Il ne sera pas déçu, le visiteur qui aura le courage de s’arracher à la douceur du farniente de Tel-Aviv, de quitter la plage et les terrasses bondées, pour pénétrer dans la fraîcheur de l’Auditorium Bronfman. La Traviata jouée en ce moment dans la métropole israélienne est une des plus belles qu’il nous ait été donné d’entendre. Il y a quelque chose d’étrange, dans une ville où tout est si moderne, à renouer avec ce que la tradition européenne offre de plus classique et de plus solide. Une sorte de Verdi repeint à neuf, empli d’une sève vivifiante, grâce avant tout à Zubin Mehta. Non que les chanteurs déméritent, on le lira plus loin, mais le maître d’œuvre de la soirée, celui dont la battue souple et rigoureuse fascine le public et rassure les chanteurs dans les moments les plus périlleux, c’est bien lui. Il dose les effets, sculpte les phrases, respire avec ses interprètes. Il sait quand il faut retenir ou lâcher les chevaux d’un orchestre philharmonique d’Israël au sommet de sa forme. Ah, ces sonorités soyeuses, ce legato si typique de l’ancienne Mitteleuropa, il nous aura fallu faire plus de 3000 kilomètres pour les retrouver, mais ce soir, ils étaient bien là, et on avoue s’être délecté. Voilà qui rattrape le rendez-vous manqué du chef avec l’œuvre : son enregistrement de 1992 pour Philips n’avait pas marqué, plombé par un Alfredo Kraus vieilli et une Te Kanawa placide. On avait l’impression de stars blasées par une trop longue carrière.
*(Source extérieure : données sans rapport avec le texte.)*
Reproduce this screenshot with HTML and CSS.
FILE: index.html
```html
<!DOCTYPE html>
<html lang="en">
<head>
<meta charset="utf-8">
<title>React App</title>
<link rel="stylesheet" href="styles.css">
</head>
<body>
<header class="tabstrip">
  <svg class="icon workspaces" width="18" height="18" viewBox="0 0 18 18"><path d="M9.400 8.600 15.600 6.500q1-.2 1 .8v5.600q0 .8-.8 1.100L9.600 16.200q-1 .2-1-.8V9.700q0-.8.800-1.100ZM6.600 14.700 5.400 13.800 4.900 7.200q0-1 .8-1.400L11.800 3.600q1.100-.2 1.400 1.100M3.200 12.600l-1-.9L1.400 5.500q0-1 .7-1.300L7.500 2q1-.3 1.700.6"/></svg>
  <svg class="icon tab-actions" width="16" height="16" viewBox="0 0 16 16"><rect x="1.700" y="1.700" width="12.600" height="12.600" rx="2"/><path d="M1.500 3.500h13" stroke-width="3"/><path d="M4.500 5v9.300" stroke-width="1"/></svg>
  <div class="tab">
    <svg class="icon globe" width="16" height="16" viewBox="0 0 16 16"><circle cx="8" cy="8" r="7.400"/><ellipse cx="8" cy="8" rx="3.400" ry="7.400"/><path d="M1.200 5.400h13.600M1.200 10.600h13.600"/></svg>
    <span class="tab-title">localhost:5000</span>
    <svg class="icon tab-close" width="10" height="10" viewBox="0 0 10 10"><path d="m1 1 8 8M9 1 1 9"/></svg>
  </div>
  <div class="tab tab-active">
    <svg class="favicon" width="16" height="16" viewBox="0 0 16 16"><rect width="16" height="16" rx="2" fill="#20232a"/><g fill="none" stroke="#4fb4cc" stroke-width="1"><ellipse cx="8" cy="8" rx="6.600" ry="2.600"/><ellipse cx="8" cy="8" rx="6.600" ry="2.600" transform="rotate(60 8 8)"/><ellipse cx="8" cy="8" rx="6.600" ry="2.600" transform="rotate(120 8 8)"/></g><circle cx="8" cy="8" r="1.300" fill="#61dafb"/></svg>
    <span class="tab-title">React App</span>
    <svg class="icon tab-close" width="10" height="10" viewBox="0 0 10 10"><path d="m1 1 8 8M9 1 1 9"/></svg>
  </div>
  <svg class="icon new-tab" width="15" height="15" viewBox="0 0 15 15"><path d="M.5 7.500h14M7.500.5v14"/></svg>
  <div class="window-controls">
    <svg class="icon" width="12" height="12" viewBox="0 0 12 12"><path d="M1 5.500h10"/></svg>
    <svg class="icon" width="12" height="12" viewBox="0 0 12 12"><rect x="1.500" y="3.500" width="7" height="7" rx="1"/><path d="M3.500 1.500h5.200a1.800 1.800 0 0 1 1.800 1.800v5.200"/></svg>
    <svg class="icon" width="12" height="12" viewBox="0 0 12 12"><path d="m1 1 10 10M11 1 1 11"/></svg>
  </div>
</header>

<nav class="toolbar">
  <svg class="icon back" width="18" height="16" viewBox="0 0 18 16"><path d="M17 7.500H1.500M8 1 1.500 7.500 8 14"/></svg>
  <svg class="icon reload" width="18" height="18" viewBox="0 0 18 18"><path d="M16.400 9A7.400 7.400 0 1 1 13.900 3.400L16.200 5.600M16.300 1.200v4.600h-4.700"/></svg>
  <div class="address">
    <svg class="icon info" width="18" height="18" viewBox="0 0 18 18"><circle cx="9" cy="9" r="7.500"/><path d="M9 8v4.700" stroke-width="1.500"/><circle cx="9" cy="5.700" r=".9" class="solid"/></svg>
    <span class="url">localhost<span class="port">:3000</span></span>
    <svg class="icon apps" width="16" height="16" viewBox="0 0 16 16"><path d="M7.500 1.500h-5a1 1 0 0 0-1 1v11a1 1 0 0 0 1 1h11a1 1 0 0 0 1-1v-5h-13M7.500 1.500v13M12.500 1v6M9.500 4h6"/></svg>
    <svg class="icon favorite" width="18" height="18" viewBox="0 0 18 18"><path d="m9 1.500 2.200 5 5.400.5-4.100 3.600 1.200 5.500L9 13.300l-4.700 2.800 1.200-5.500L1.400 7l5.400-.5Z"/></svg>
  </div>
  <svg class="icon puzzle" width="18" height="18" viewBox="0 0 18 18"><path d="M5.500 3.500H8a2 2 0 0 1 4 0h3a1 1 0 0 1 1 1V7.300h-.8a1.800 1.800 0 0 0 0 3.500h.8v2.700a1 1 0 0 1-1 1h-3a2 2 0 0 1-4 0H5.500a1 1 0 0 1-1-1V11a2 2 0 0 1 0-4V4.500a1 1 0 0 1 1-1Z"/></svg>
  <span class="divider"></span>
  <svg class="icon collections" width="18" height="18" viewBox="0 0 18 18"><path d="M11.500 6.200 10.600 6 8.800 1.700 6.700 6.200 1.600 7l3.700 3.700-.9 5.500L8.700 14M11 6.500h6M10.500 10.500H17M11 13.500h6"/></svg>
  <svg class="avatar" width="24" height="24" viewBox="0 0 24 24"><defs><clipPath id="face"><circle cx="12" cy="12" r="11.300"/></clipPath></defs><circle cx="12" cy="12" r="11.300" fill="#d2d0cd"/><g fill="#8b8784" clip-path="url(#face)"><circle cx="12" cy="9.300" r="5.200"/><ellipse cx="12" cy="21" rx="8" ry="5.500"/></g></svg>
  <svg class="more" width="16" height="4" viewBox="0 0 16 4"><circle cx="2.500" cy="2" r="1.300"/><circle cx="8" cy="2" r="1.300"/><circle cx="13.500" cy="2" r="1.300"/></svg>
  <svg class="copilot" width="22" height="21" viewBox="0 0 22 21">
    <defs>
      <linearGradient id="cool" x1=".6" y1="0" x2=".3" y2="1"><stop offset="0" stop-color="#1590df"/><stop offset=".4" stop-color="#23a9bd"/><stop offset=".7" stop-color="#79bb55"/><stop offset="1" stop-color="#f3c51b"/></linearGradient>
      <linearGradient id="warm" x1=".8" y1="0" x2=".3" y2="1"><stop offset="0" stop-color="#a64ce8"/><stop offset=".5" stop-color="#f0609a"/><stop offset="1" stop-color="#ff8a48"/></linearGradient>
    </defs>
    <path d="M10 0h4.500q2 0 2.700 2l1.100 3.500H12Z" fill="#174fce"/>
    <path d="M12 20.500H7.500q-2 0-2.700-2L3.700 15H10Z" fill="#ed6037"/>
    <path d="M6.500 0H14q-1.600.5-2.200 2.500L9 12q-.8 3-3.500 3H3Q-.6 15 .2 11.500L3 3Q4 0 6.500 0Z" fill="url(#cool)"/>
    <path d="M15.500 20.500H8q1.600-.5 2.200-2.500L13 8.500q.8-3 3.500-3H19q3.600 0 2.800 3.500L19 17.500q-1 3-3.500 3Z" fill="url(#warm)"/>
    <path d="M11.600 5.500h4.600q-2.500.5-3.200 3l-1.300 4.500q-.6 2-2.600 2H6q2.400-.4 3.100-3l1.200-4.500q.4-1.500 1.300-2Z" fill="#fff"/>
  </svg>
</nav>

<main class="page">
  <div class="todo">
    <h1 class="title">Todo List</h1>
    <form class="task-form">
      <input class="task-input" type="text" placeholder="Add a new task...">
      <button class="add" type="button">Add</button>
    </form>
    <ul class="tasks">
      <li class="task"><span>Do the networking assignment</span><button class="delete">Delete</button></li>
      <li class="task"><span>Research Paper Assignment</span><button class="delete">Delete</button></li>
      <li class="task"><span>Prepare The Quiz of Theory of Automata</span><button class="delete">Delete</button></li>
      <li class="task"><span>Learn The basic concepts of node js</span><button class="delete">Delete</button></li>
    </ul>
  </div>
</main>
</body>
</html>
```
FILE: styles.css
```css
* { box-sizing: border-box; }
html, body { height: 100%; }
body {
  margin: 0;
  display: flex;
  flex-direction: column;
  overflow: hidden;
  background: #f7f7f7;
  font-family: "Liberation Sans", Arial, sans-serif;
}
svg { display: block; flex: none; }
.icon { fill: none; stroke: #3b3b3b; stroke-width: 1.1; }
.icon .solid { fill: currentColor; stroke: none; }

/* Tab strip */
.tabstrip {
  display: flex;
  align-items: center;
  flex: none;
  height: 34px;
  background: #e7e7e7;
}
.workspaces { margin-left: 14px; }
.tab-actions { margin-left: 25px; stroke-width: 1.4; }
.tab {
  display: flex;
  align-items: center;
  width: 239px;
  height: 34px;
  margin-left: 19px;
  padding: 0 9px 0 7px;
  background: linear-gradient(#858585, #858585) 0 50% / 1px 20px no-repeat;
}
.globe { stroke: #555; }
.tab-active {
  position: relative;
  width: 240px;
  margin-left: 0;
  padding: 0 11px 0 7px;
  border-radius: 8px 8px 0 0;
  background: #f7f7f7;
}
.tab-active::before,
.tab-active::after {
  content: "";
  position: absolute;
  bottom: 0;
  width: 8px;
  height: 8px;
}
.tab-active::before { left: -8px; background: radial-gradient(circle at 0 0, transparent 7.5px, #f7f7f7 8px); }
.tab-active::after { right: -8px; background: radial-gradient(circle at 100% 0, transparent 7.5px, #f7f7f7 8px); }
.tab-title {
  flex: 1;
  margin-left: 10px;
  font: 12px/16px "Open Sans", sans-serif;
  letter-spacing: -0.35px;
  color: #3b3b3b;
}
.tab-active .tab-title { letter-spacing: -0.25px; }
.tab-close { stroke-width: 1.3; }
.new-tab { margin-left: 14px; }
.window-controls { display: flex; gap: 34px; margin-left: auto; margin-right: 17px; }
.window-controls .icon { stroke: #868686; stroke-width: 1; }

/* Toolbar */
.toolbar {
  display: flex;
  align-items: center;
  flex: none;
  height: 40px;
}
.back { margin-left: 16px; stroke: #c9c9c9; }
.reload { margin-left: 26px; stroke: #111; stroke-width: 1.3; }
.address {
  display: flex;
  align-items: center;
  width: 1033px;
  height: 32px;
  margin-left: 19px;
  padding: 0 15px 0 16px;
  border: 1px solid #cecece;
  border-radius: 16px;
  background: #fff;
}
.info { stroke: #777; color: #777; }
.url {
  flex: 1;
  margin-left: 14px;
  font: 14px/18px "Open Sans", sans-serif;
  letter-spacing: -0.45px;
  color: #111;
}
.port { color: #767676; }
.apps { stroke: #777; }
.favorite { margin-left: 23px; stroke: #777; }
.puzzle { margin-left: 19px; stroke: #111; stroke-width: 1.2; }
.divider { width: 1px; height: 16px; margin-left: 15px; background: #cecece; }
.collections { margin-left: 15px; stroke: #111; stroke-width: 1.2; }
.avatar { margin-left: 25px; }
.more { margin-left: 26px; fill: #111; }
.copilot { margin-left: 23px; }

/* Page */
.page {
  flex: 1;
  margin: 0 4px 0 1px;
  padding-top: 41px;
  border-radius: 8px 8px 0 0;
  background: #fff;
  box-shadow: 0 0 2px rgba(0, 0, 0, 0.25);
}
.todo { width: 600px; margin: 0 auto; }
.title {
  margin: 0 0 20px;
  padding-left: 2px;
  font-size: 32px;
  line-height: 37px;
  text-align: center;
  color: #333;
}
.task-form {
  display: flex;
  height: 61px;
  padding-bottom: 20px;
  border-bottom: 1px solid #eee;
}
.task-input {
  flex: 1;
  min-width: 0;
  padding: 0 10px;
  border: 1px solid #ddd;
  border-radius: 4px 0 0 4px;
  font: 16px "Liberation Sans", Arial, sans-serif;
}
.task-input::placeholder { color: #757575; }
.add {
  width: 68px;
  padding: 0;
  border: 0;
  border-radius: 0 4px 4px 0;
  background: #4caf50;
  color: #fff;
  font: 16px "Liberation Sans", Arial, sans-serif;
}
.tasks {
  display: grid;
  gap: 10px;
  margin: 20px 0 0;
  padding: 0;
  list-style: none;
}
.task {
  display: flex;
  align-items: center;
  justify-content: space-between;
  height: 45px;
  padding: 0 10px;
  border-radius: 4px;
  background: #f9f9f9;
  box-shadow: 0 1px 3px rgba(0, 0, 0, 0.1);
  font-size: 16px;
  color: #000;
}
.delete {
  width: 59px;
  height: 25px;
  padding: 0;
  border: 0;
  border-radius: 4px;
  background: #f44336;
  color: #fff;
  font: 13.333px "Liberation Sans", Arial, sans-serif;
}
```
Rien de tel avec la brochette de jeunes artistes réunis pour cette version de concert, qui regorge pourtant de dramatisme, et qui règle la question de la mise en scène en misant tout sur la musique. Le drame est dans les notes écrites par Verdi. L’auditeur attentif peut tout imaginer par lui-même.
Eva Mei a connu son heure de gloire dans les années 90. Depuis, sa carrière s’est faite plus discrète. La voix est pourtant intacte, flûtée et souple. On pourra lui reprocher un certain manque d’envergure, elle n’a pas le volume d’une tragédienne, mais cette Violetta aux coloratures parfaites, aux sonorités claires, nous change des titulaires expressionnistes à la mode pour l’instant. Son Alfredo s’inscrit dans la même veine : Ivan Magri est un parfait belcantiste, dont les longues phrases montrent une maîtrise absolue de la respiration. La puissance brute, on la trouvera (et n’est-ce pas très logique, après tout ?) chez le Germont père de Paolo Gavanelli à la force tellurique, qui fait trembler les murs dans son entrée en scène, mais qui sait alléger son émission dans un duo avec Violetta où, loin de couvrir sa partenaire, il lui déroule une sorte de tapis harmonique sur laquelle elle vient poser de délicats « pianissimi ». Ces 20 minutes tireraient des larmes aux pierres. Comprimari parfaits et chœur pleinement investi complètent le tableau. Le public est à la fête. Il paraît qu’il reste des places. Courez à Tel-Aviv !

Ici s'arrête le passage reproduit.